*THE REQUEST*: From the listing below, output the lines between the one with "Write a component" and the one with "const [active, setActive]", including those two, and nothing else. Pictures are not copied.

*DATASET ENTRIES*:

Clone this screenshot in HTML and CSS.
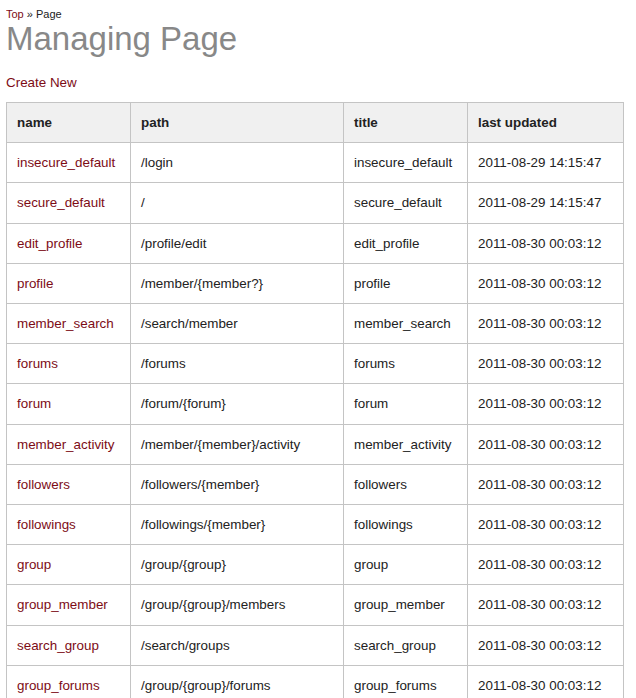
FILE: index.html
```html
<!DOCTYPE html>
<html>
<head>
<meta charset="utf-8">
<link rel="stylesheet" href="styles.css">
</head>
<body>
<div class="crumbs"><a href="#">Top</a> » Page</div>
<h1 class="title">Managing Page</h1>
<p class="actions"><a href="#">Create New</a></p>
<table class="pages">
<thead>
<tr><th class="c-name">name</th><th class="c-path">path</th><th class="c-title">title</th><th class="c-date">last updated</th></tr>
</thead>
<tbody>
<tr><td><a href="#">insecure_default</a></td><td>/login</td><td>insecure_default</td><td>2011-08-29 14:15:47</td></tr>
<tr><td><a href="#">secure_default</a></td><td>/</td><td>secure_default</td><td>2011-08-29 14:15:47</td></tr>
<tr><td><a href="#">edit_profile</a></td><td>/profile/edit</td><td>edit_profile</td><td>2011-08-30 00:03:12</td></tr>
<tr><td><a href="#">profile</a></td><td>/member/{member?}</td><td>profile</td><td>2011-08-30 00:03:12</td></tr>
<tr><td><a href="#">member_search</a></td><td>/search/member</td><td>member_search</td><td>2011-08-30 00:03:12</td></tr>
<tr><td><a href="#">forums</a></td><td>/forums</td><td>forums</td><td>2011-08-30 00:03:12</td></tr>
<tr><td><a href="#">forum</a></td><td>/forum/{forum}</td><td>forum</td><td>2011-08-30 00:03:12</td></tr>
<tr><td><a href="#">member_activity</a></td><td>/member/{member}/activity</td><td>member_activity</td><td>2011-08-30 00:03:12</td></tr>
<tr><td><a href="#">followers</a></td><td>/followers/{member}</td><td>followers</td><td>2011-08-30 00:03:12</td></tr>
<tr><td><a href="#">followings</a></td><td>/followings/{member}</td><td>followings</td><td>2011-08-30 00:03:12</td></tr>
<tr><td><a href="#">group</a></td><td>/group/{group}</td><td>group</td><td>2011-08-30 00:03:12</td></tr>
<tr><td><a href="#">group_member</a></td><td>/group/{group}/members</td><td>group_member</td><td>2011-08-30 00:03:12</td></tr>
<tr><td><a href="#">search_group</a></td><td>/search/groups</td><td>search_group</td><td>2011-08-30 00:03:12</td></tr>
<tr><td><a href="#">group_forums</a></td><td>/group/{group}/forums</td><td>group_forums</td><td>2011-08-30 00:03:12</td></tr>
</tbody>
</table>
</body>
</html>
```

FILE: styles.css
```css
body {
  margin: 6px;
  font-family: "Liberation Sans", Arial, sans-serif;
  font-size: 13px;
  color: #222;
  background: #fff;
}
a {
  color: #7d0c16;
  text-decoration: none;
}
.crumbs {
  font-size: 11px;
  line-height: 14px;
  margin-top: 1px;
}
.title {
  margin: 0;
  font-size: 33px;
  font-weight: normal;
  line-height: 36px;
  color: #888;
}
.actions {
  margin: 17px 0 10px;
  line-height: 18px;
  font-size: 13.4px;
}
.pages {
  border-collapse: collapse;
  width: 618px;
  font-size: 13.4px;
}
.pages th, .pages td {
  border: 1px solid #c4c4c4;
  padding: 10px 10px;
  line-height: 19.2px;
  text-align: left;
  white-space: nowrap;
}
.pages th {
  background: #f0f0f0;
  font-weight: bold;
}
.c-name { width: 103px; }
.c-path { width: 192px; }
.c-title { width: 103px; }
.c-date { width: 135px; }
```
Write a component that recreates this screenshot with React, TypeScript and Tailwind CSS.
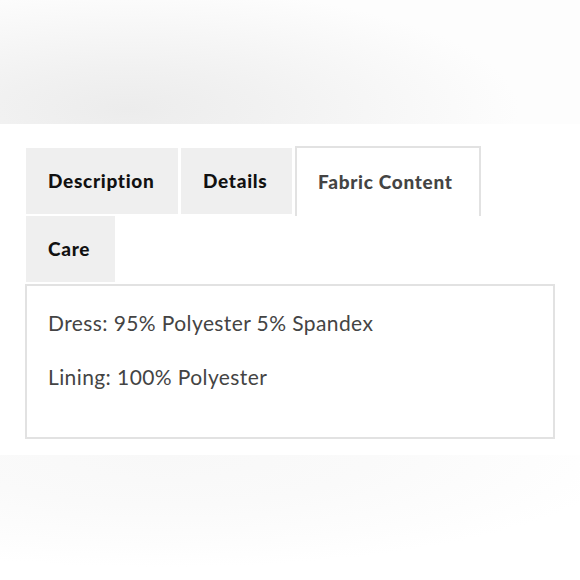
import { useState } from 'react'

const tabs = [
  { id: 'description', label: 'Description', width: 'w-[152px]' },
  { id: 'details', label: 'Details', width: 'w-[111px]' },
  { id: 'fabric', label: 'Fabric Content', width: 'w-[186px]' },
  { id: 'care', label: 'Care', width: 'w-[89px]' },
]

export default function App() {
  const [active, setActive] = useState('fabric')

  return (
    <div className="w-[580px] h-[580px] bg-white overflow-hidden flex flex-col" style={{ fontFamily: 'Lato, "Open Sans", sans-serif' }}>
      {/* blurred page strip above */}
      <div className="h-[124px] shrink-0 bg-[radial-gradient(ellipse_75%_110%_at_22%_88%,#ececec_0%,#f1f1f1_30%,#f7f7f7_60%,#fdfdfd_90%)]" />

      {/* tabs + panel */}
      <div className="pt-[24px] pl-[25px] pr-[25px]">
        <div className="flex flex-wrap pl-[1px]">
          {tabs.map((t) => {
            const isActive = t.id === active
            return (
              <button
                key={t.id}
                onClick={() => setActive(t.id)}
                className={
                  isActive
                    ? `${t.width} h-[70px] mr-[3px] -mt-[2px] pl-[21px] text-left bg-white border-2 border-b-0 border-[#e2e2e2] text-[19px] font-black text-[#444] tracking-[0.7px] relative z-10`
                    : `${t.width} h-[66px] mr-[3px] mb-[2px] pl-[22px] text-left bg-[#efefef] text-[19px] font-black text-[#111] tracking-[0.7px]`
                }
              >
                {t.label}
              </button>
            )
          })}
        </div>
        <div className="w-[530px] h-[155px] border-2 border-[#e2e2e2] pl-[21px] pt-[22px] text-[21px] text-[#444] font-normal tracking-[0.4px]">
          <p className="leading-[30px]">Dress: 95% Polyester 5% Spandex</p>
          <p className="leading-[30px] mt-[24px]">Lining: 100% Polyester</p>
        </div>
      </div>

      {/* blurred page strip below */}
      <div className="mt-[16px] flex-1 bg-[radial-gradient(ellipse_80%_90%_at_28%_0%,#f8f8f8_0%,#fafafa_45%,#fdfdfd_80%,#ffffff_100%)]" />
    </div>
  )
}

*COMPLETED EXERCISE*:
Write a component that recreates this screenshot with React, TypeScript and Tailwind CSS.
import { useState } from 'react'

const tabs = [
  { id: 'description', label: 'Description', width: 'w-[152px]' },
  { id: 'details', label: 'Details', width: 'w-[111px]' },
  { id: 'fabric', label: 'Fabric Content', width: 'w-[186px]' },
  { id: 'care', label: 'Care', width: 'w-[89px]' },
]

export default function App() {
  const [active, setActive] = useState('fabric')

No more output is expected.